St. Martial was the first prelate at Limoges, in the third century. The diocese is to-day a suffragan of Bourges, and its cathedral of St. Etienne, while not a very ancient structure, is most interesting as to its storied past and varied and lively composition.

Beneath the western tower are the remains of a Romanesque portal which must have belonged to an older church; but to all intents and purposes St. Etienne is to-day a Gothic church after the true northern manner.

It was begun in 1273 under the direct influence of the impetus given to the Gothic development by the erection of Notre Dame d'Amiens, and in all its parts, – choir, transept, and nave, – its development and growth have been most pleasing.

From the point of view of situation this cathedral is more attractively placed than many another which is located in a city which perforce must be ranked as a purely commercial and manufacturing town. From the Pont Neuf, which crosses the Vienne, the view over the gardens of the bishop's palace and the Quai de l'Evêché is indeed grand and imposing.

Chronologically the parts of this imposing church run nearly the gamut of the Gothic note – from the choir of the thirteenth, the transepts of the fourteenth and fifteenth, to the nave of the early sixteenth centuries. This nave has only latterly been completed, and is preceded by the elegant octagonal tower before mentioned. This clocher is a thirteenth-century work, and rises something over two hundred and four feet above the pavement.

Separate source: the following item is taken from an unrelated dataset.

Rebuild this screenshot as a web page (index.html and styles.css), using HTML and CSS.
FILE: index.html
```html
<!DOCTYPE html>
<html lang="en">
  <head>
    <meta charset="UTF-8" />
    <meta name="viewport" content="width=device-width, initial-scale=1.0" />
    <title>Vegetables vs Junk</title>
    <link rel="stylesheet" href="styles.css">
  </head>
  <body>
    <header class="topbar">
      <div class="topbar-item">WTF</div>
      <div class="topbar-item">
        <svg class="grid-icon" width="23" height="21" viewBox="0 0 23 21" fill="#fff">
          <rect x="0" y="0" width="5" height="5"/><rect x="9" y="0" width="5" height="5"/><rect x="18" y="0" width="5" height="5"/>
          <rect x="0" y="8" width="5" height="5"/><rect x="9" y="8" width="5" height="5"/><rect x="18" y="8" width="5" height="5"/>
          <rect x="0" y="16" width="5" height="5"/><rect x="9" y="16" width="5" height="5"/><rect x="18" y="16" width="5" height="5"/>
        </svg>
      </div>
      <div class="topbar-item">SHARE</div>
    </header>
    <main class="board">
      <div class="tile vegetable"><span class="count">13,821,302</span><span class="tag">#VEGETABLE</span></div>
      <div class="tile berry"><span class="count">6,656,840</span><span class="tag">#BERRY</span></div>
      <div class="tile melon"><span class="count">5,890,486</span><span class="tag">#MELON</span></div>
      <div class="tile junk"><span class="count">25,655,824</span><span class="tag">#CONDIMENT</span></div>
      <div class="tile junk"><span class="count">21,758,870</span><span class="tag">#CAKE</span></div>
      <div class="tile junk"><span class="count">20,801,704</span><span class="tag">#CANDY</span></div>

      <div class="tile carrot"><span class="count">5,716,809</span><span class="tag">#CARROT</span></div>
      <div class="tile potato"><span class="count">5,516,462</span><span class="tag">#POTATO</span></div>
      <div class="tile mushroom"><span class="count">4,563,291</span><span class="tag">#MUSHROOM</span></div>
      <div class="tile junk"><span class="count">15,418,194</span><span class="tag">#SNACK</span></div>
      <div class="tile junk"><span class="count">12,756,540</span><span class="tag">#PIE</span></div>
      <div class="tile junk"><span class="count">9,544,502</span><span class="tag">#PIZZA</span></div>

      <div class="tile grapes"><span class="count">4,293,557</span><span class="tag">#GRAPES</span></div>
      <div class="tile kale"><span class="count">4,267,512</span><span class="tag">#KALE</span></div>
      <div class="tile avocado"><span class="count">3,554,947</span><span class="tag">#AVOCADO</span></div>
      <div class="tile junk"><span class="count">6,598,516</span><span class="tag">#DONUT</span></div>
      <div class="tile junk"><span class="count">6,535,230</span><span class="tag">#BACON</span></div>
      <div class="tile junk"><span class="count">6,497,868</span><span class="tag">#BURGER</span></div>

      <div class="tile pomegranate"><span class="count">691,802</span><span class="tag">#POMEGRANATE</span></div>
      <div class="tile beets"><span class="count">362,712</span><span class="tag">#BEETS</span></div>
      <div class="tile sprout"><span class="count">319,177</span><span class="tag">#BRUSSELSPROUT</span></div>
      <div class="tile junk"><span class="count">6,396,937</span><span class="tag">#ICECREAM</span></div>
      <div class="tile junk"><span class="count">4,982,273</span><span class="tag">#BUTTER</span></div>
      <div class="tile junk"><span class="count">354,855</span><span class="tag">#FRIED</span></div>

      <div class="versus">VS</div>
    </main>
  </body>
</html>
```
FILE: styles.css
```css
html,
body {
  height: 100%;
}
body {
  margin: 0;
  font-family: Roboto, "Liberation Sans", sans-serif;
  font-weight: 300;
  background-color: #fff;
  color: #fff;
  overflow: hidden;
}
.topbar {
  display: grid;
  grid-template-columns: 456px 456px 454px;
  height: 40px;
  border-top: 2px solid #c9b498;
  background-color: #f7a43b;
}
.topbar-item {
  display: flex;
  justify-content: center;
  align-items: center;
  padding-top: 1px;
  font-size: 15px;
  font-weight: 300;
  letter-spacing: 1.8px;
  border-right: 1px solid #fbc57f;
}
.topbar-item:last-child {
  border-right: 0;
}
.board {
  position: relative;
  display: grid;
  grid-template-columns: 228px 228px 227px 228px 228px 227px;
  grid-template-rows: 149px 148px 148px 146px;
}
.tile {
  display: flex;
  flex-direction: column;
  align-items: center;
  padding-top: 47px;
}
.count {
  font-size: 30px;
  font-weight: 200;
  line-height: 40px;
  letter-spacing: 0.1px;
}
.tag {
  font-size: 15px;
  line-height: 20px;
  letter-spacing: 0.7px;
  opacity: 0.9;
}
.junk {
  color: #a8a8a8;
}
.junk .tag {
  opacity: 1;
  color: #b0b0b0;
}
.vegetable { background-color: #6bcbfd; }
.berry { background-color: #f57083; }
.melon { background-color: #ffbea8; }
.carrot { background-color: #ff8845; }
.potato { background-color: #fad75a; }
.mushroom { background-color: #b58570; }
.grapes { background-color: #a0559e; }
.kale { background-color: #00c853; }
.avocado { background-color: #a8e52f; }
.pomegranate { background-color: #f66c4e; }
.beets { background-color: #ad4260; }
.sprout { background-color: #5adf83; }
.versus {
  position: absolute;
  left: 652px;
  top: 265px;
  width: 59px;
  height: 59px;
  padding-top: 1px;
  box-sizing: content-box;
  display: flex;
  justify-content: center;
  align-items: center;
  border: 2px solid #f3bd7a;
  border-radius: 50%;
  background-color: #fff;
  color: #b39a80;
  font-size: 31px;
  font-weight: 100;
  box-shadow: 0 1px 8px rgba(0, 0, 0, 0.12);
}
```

In the north transept is a grand rose window after the true French mediæval excellence and magnitude, showing once again the northern spirit under which the cathedral-builders of Limoges worked.

In reality the façade of this north transept might be called the true front of the cathedral. The design of its portal is elaborate and elegant. A series of carved figures in stone are set against the wall of the choir just beyond the transept. They depict the martyrdom of St. Etienne.

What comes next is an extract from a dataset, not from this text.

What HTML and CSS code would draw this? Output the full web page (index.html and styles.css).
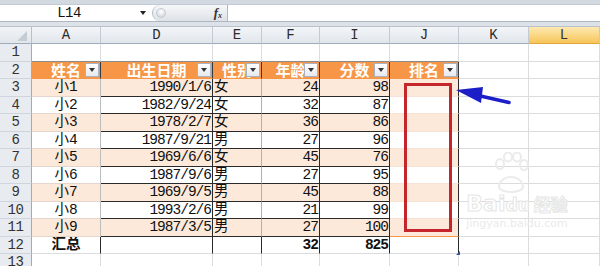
FILE: index.html
```html
<!DOCTYPE html>
<html>
<head>
<meta charset="utf-8">
<link rel="stylesheet" href="styles.css">
</head>
<body>
<div class="app">
  <div class="strip"></div>
  <div class="fbar">
    <div class="namebox">L14</div>
    <div class="nbarrow"><span class="tri"></span></div>
    <div class="fxcap"><span class="grip"></span><span class="fx">f<sub>x</sub></span></div>
    <div class="finput"></div>
  </div>
  <div class="gap"></div>
  <div class="sheet">
    <div class="corner"></div><div class="ch">A</div><div class="ch">D</div><div class="ch">E</div><div class="ch">F</div><div class="ch">I</div><div class="ch">J</div><div class="ch">K</div><div class="ch sel">L</div>

    <div class="rh">1</div><div class="c tt"></div><div class="c tt"></div><div class="c tt"></div><div class="c tt"></div><div class="c tt"></div><div class="c tt"></div><div class="c"></div><div class="c"></div>

    <div class="rh">2</div>
    <div class="c th"><span class="tht">姓名</span><span class="dd"></span></div>
    <div class="c th"><span class="tht">出生日期</span><span class="dd"></span></div>
    <div class="c th"><span class="tht">性别</span><span class="dd"></span></div>
    <div class="c th"><span class="tht">年龄</span><span class="dd"></span></div>
    <div class="c th"><span class="tht">分数</span><span class="dd"></span></div>
    <div class="c th"><span class="tht">排名</span><span class="dd"></span></div>
    <div class="c"></div><div class="c"></div>

    <div class="rh">3</div><div class="c ta band m">小1</div><div class="c td band r">1990/1/6</div><div class="c te band l">女</div><div class="c td band r">24</div><div class="c td band r">98</div><div class="c tj band"></div><div class="c"></div><div class="c"></div>
    <div class="rh">4</div><div class="c ta m">小2</div><div class="c td r">1982/9/24</div><div class="c te l">女</div><div class="c td r">32</div><div class="c td r">87</div><div class="c tj"></div><div class="c"></div><div class="c"></div>
    <div class="rh">5</div><div class="c ta band m">小3</div><div class="c td band r">1978/2/7</div><div class="c te band l">女</div><div class="c td band r">36</div><div class="c td band r">86</div><div class="c tj band"></div><div class="c"></div><div class="c"></div>
    <div class="rh">6</div><div class="c ta m">小4</div><div class="c td r">1987/9/21</div><div class="c te l">男</div><div class="c td r">27</div><div class="c td r">96</div><div class="c tj"></div><div class="c"></div><div class="c"></div>
    <div class="rh">7</div><div class="c ta band m">小5</div><div class="c td band r">1969/6/6</div><div class="c te band l">女</div><div class="c td band r">45</div><div class="c td band r">76</div><div class="c tj band"></div><div class="c"></div><div class="c"></div>
    <div class="rh">8</div><div class="c ta m">小6</div><div class="c td r">1987/9/6</div><div class="c te l">男</div><div class="c td r">27</div><div class="c td r">95</div><div class="c tj"></div><div class="c"></div><div class="c"></div>
    <div class="rh">9</div><div class="c ta band m">小7</div><div class="c td band r">1969/9/5</div><div class="c te band l">男</div><div class="c td band r">45</div><div class="c td band r">88</div><div class="c tj band"></div><div class="c"></div><div class="c"></div>
    <div class="rh">10</div><div class="c ta m">小8</div><div class="c td r">1993/2/6</div><div class="c te l">男</div><div class="c td r">21</div><div class="c td r">99</div><div class="c tj"></div><div class="c"></div><div class="c"></div>
    <div class="rh">11</div><div class="c ta band m">小9</div><div class="c td band r">1987/3/5</div><div class="c te band l">男</div><div class="c td band r">27</div><div class="c td band r">100</div><div class="c tj band last"></div><div class="c"></div><div class="c"></div>

    <div class="rh">12</div><div class="c tot m dk">汇总</div><div class="c tot dk"></div><div class="c tot dk"></div><div class="c tot r dk">32</div><div class="c tot r dk">825</div><div class="c tot dk"></div><div class="c"></div><div class="c"></div>

    <div class="rh">13</div><div class="c"></div><div class="c"></div><div class="c"></div><div class="c"></div><div class="c"></div><div class="c"></div><div class="c"></div><div class="c"></div>
  </div>

  <div class="redbox"></div>
  <svg class="arrow" width="60" height="24" viewBox="0 0 60 24">
    <polygon points="0,5 27,2 25,18" fill="#1c1fc8"/>
    <line x1="20" y1="10" x2="53" y2="17.5" stroke="#1c1fc8" stroke-width="3.5" stroke-linecap="round"/>
  </svg>
  <div class="handle"></div>
  <div class="wm">
    <svg class="paw" width="40" height="46" viewBox="0 0 40 46">
      <g fill="none" stroke="#ebebeb" stroke-width="2">
        <ellipse cx="9" cy="12" rx="4" ry="5"/>
        <ellipse cx="17" cy="5" rx="4" ry="4.5"/>
        <ellipse cx="26" cy="5" rx="4" ry="4.5"/>
        <ellipse cx="33" cy="13" rx="4" ry="5"/>
        <path d="M8 34 C10 22, 30 22, 32 34 C33 42, 7 42, 8 34 Z"/>
      </g>
    </svg>
    <div class="wm1">Bai<span class="du">du</span><span class="jy">经验</span></div>
    <div class="wm2">jingyan.baidu.com</div>
  </div>
</div>
</body>
</html>
```
FILE: styles.css
```css
html, body {
  margin: 0;
  padding: 0;
}
body {
  width: 600px;
  height: 266px;
  overflow: hidden;
  background: #fff;
  font-family: "Liberation Mono", "Noto Sans CJK SC", monospace;
}
.app {
  position: relative;
  width: 600px;
  height: 266px;
  overflow: hidden;
  background: #d9dee5;
}
.strip {
  height: 4px;
  background: #d3d9e1;
}
.fbar {
  display: flex;
  height: 18px;
  box-sizing: border-box;
  background: #fff;
  border-top: 1px solid #c3cad3;
  border-bottom: 1px solid #aeb7c2;
}
.namebox {
  width: 138px;
  display: flex;
  align-items: center;
  justify-content: center;
  font-size: 14px;
  color: #111;
  letter-spacing: -0.5px;
}
.nbarrow {
  width: 14px;
  display: flex;
  align-items: center;
  justify-content: center;
}
.tri {
  width: 0;
  height: 0;
  border-left: 3px solid transparent;
  border-right: 3px solid transparent;
  border-top: 4px solid #222;
  margin-right: 4px;
}
.fxcap {
  width: 75px;
  display: flex;
  align-items: center;
  justify-content: space-between;
  border-radius: 9px 0 0 9px;
  background: linear-gradient(#f6f7f9, #dde2e8);
  border-left: 1px solid #b3bcc7;
  box-sizing: border-box;
  padding: 0 5px 0 3px;
}
.grip {
  width: 8px;
  height: 8px;
  border-radius: 50%;
  background: radial-gradient(circle at 50% 35%, #ffffff, #c9cfd6);
  border: 1px solid #c4cad2;
}
.fx {
  font-family: "Liberation Serif", serif;
  font-style: italic;
  font-weight: bold;
  font-size: 13px;
  line-height: 1;
  color: #333;
}
.fx sub {
  font-size: 8px;
  vertical-align: -1px;
}
.finput {
  flex: 1;
  border-left: 1px solid #aeb7c2;
  background: #fff;
}
.gap {
  height: 5px;
  background: #dde2e8;
  border-bottom: 1px solid #b9c1cb;
  box-sizing: border-box;
}
.sheet {
  display: grid;
  grid-template-columns: 32px 69px 112px 49px 58px 70px 69px 70px 71px;
  grid-template-rows: 17px repeat(13, 17.5px);
  background: #fff;
}
.sheet > div {
  box-sizing: border-box;
  position: relative;
  display: flex;
  align-items: center;
  white-space: nowrap;
  overflow: hidden;
  line-height: 1;
}
.corner {
  background: linear-gradient(#f1f3f6, #e2e6ec);
  border-right: 1px solid #b8c0ca;
  border-bottom: 1px solid #9eabb9;
}
.corner::after {
  content: "";
  position: absolute;
  right: 4px;
  bottom: 2px;
  width: 0;
  height: 0;
  border-left: 10px solid transparent;
  border-bottom: 10px solid #c6ccd4;
}
.ch {
  justify-content: center;
  font-size: 14px;
  color: #2b2b2b;
  background: linear-gradient(#f3f5f8, #e1e6ec);
  border-right: 1px solid #c3cad3;
  border-bottom: 1px solid #9eabb9;
}
.ch.sel {
  background: linear-gradient(#fde9b0, #f6c55a);
  border-bottom: 1px solid #e3a83c;
  color: #333;
}
.rh {
  justify-content: center;
  font-size: 14px;
  color: #333;
  background: #e8ecf1;
  border-right: 1px solid #9eabb9;
  border-bottom: 1px solid #cfd5dc;
  letter-spacing: -0.5px;
}
.c {
  border-right: 1px solid #dadcdd;
  border-bottom: 1px solid #dadcdd;
  font-size: 14.5px;
  color: #111;
}
.tt {
  border-bottom: 1px solid #8a8a8a;
}
.sheet > .th {
  justify-content: center;
  background: #f79646;
  color: #fff;
  font-weight: bold;
  font-size: 15px;
  font-family: "Noto Sans CJK SC", sans-serif;
  border-right: 1px solid #3a3a3a;
  border-bottom: 1px solid #f79646;
  overflow: visible;
}
.tht {
  display: block;
  height: 15px;
  line-height: 15px;
}
.dd {
  position: absolute;
  right: 1px;
  bottom: 1px;
  width: 14px;
  height: 14px;
  box-sizing: border-box;
  background: linear-gradient(#ffffff, #e6e9ee);
  border: 1px solid #a9b2be;
}
.dd::after {
  content: "";
  position: absolute;
  left: 3px;
  top: 4px;
  border-left: 3.5px solid transparent;
  border-right: 3.5px solid transparent;
  border-top: 4px solid #333;
}
.band {
  background: #fde9d9;
}
.ta {
  border-right: 1px solid #bdbdbd;
  border-bottom: 1px solid #e4d6cc;
}
.td {
  border-right: 1px solid #2a2a2a;
  border-bottom: 1px solid #2a2a2a;
}
.te {
  border-right: 1px solid #b0b0b0;
  border-bottom: 1px solid #2a2a2a;
}
.tj {
  border-right: 1px solid #2a2a2a;
  border-bottom: 1px solid #f6e3d6;
}
.tj.last {
  border-bottom: 1px solid #f79646;
}
.tot {
  font-weight: bold;
}
.dk {
  border-right: 1px solid #2a2a2a;
}
.m {
  justify-content: center;
}
.r {
  justify-content: flex-end;
  padding-right: 1px;
  letter-spacing: -1px;
}
.l {
  justify-content: flex-start;
  padding-left: 1px;
}
.redbox {
  position: absolute;
  left: 404px;
  top: 83px;
  width: 48px;
  height: 149px;
  box-sizing: border-box;
  border: 3px solid #c4262c;
}
.arrow {
  position: absolute;
  left: 456px;
  top: 85px;
}
.handle {
  position: absolute;
  left: 456px;
  top: 251px;
  width: 0;
  height: 0;
  border-left: 4px solid transparent;
  border-bottom: 4px solid #3a55a0;
}
.wm {
  position: absolute;
  left: 462px;
  top: 152px;
  width: 110px;
  display: flex;
  flex-direction: column;
  align-items: center;
  white-space: nowrap;
}
.paw {
  margin-left: -12px;
}
.wm1 {
  font-family: "DejaVu Sans", sans-serif;
  font-weight: bold;
  font-size: 22px;
  line-height: 24px;
  color: #ffffff;
  -webkit-text-stroke: 1px #e6e6e6;
  margin-top: -6px;
  white-space: nowrap;
}
.wm1 .du {
  font-size: 17px;
}
.wm1 .jy {
  font-family: "Noto Sans CJK SC", sans-serif;
  font-size: 17px;
  margin-left: 4px;
}
.wm2 {
  font-family: "DejaVu Sans", sans-serif;
  font-size: 11px;
  color: #eaeaea;
  line-height: 14px;
  white-space: nowrap;
}
```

The interior will first of all be remarked for its abundant and splendidly coloured glass. This glass is indeed of the quality which in a later day has often been lacking. It dates from the fourteenth and fifteenth centuries, except a part, readily discernible, which is of the nineteenth.

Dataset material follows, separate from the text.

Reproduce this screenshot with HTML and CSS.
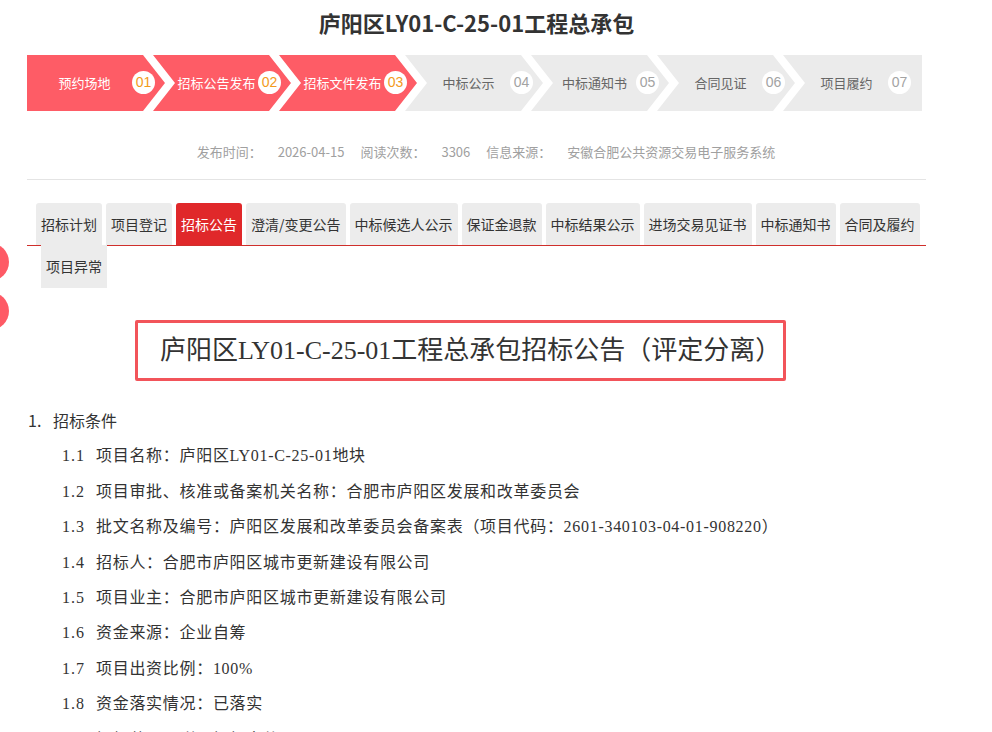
FILE: index.html
```html
<!DOCTYPE html>
<html lang="zh-CN">
<head>
    <meta charset="UTF-8">
    <meta name="viewport" content="width=device-width, initial-scale=1.0">
    <title>庐阳区LY01-C-25-01工程总承包</title>
    <link rel="stylesheet" href="styles.css">
</head>
<body>
    <div class="side-btn side-btn-top"></div>
    <div class="side-btn side-btn-bottom"></div>

    <div class="page">
        <h1 class="title">庐阳区LY01-C-25-01工程总承包</h1>

        <div class="steps">
            <div class="step step-first done"><span class="step-name">预约场地</span><span class="step-num">01</span></div>
            <div class="step done"><span class="step-name">招标公告发布</span><span class="step-num">02</span></div>
            <div class="step done"><span class="step-name">招标文件发布</span><span class="step-num">03</span></div>
            <div class="step"><span class="step-name">中标公示</span><span class="step-num">04</span></div>
            <div class="step"><span class="step-name">中标通知书</span><span class="step-num">05</span></div>
            <div class="step"><span class="step-name">合同见证</span><span class="step-num">06</span></div>
            <div class="step step-last"><span class="step-name">项目履约</span><span class="step-num">07</span></div>
        </div>

        <div class="meta">
            <span class="meta-item"><span class="meta-label">发布时间：</span><span class="meta-value">2026-04-15</span></span>
            <span class="meta-item"><span class="meta-label">阅读次数：</span><span class="meta-value">3306</span></span>
            <span class="meta-item"><span class="meta-label">信息来源：</span><span class="meta-value">安徽合肥公共资源交易电子服务系统</span></span>
        </div>

        <div class="tabs">
            <a class="tab">招标计划</a>
            <a class="tab">项目登记</a>
            <a class="tab active">招标公告</a>
            <a class="tab">澄清/变更公告</a>
            <a class="tab">中标候选人公示</a>
            <a class="tab">保证金退款</a>
            <a class="tab">中标结果公示</a>
            <a class="tab">进场交易见证书</a>
            <a class="tab">中标通知书</a>
            <a class="tab">合同及履约</a>
            <a class="tab tab-wrap">项目异常</a>
        </div>

        <div class="notice-title">庐阳区LY01-C-25-01工程总承包招标公告（评定分离）</div>

        <div class="article">
            <p class="section"><span class="section-num">1.</span>招标条件</p>
            <p class="item"><span class="num">1.1</span>项目名称：庐阳区LY01-C-25-01地块</p>
            <p class="item"><span class="num">1.2</span>项目审批、核准或备案机关名称：合肥市庐阳区发展和改革委员会</p>
            <p class="item"><span class="num">1.3</span>批文名称及编号：庐阳区发展和改革委员会备案表（项目代码：2601-340103-04-01-908220）</p>
            <p class="item"><span class="num">1.4</span>招标人：合肥市庐阳区城市更新建设有限公司</p>
            <p class="item"><span class="num">1.5</span>项目业主：合肥市庐阳区城市更新建设有限公司</p>
            <p class="item"><span class="num">1.6</span>资金来源：企业自筹</p>
            <p class="item"><span class="num">1.7</span>项目出资比例：100%</p>
            <p class="item"><span class="num">1.8</span>资金落实情况：已落实</p>
            <p class="item"><span class="num">1.9</span>招标范围：详见招标文件</p>
        </div>
    </div>
</body>
</html>
```

FILE: styles.css
```css
body {
    margin: 0;
    font-family: "Noto Sans CJK SC", sans-serif;
    color: #333;
    background-color: #fff;
    overflow: hidden;
}
.page {
    width: 899px;
    margin-left: 27px;
}
.title {
    margin: 0;
    font-size: 22px;
    line-height: 44px;
    font-weight: bold;
    text-align: center;
    color: #333;
}

/* progress steps */
.steps {
    display: flex;
    width: 895px;
    height: 56px;
    margin-top: 11px;
}
.step {
    display: flex;
    align-items: center;
    flex: none;
    width: 138px;
    height: 56px;
    margin-left: -12px;
    padding-left: 22px;
    padding-bottom: 2px;
    box-sizing: border-box;
    background-color: #ebebeb;
    color: #666;
    font-size: 13px;
    clip-path: polygon(0 0, 116px 0, 100% 50%, 116px 100%, 0 100%, 22px 50%);
}
.step-first {
    margin-left: 0;
    padding-left: 10px;
    clip-path: polygon(0 0, 116px 0, 100% 50%, 116px 100%, 0 100%);
}
.step-last {
    width: 139px;
    clip-path: polygon(0 0, 100% 0, 100% 100%, 0 100%, 22px 50%);
}
.step.done {
    background-color: #fe5c66;
    color: #fff;
}
.step-name {
    flex: 1;
    text-align: center;
    white-space: nowrap;
}
.step-num {
    width: 23px;
    height: 23px;
    margin-right: 10px;
    border-radius: 50%;
    background-color: #fff;
    color: #a3a3a3;
    font-family: "Liberation Sans", sans-serif;
    font-size: 14px;
    line-height: 23px;
    text-align: center;
}
.step.done .step-num {
    color: #f39a1c;
}
.step-last .step-num {
    margin-right: 11px;
}

/* info line */
.meta {
    display: flex;
    justify-content: center;
    gap: 16px;
    margin-top: 31px;
    padding-left: 19px;
    font-size: 13px;
    line-height: 20px;
    color: #a0a0a0;
}
.meta-value {
    margin-left: 16px;
}

/* tabs */
.tabs {
    display: flex;
    flex-wrap: wrap;
    align-content: flex-start;
    gap: 0 4px;
    height: 42px;
    margin-top: 17px;
    padding-left: 9px;
    border-top: 1px solid #e4e4e4;
    padding-top: 23px;
    border-bottom: 1px solid #cf2f2b;
}
.tab {
    height: 42px;
    padding: 0 5px;
    border-radius: 3px 3px 0 0;
    background-color: #ececec;
    font-size: 14px;
    line-height: 42px;
    color: #333;
    cursor: pointer;
}
.tab.active {
    background-color: #e0282a;
    color: #fff;
}
.tab-wrap {
    height: 43px;
    margin-left: 5px;
    border-radius: 0;
    line-height: 43px;
}

/* notice */
.notice-title {
    display: inline-block;
    margin: 74px 0 0 108px;
    padding: 0 2px 0 22px;
    height: 55px;
    border: 3px solid #f2545a;
    border-radius: 2px;
    font-family: "Liberation Serif", "Noto Sans CJK SC", serif;
    font-size: 26px;
    line-height: 55px;
    color: #333;
    white-space: nowrap;
}
.article {
    margin-top: 22px;
}
.article p {
    margin: 0;
    height: 35.4px;
    line-height: 35.4px;
    white-space: nowrap;
}
.section {
    padding-left: 1px;
    font-size: 16px;
}
.section-num {
    display: inline-block;
    width: 25px;
}
.item {
    padding-left: 35px;
    font-family: "Liberation Serif", "Noto Sans CJK SC", serif;
    font-size: 16px;
    letter-spacing: 0.7px;
    color: #333;
}
.item .num {
    display: inline-block;
    width: 34px;
    letter-spacing: 1px;
}

/* floating side buttons */
.side-btn {
    position: fixed;
    left: -29px;
    width: 38px;
    height: 38px;
    border-radius: 50%;
    background-color: #fe5a65;
}
.side-btn-top {
    top: 243px;
}
.side-btn-bottom {
    top: 292px;
}
```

The remains of a precious choir-screen are yet very beautiful. It has been removed from its original position and its stones arranged in much disorder. Still it is a manifestly satisfying example of the art of the stone-carver of the Renaissance period. It dates from 1543. Bishop Langeac (d. 1541), who caused it to be originally erected, is buried close by, beneath a contemporary monument. Bishops Bernard Brun (d. 1349) and Raynaud de la Porte (d. 1325) have also Renaissance monuments which will be remarked for their excess of ornament and elaboration.

In the crypt of the eleventh century, presumably the remains of the Romanesque church whose portal is beneath the western tower, are some remarkable wall paintings thought to be of a contemporary era. If so, they must rank among the very earliest works of their class.

The chief treasures of the cathedral are a series of enamels which are set into a reredos (the canon's altar in the sacristy). They are the work of the master, Noel Loudin, in the seventeenth century.

In the Place de l'Hôtel de Ville is a monumental fountain in bronze and porcelain, further enriched after the manner of the mediæval enamel workers.

The collection de ceramique in the Musée is unique in France, or for that matter in all the world.

The ateliers de Limoges were first established in the thirteenth century by the monks of the Abbey of Solignac.

A remarkable example of the work of the émailleurs limousins is the twelfth-century reliquary of Thomas à Becket, one-time Archbishop of Canterbury.

At the rear of the cathedral the Vienne is crossed by the thirteenth-century bridge of St. Etienne. Like the cathedrals, châteaux, and city walls, the old bridges of France, where they still remain, are masterworks of their kind. To connect them more closely with the cause of religion, it is significant that they mostly bore the name of, and were dedicated to, some local saint.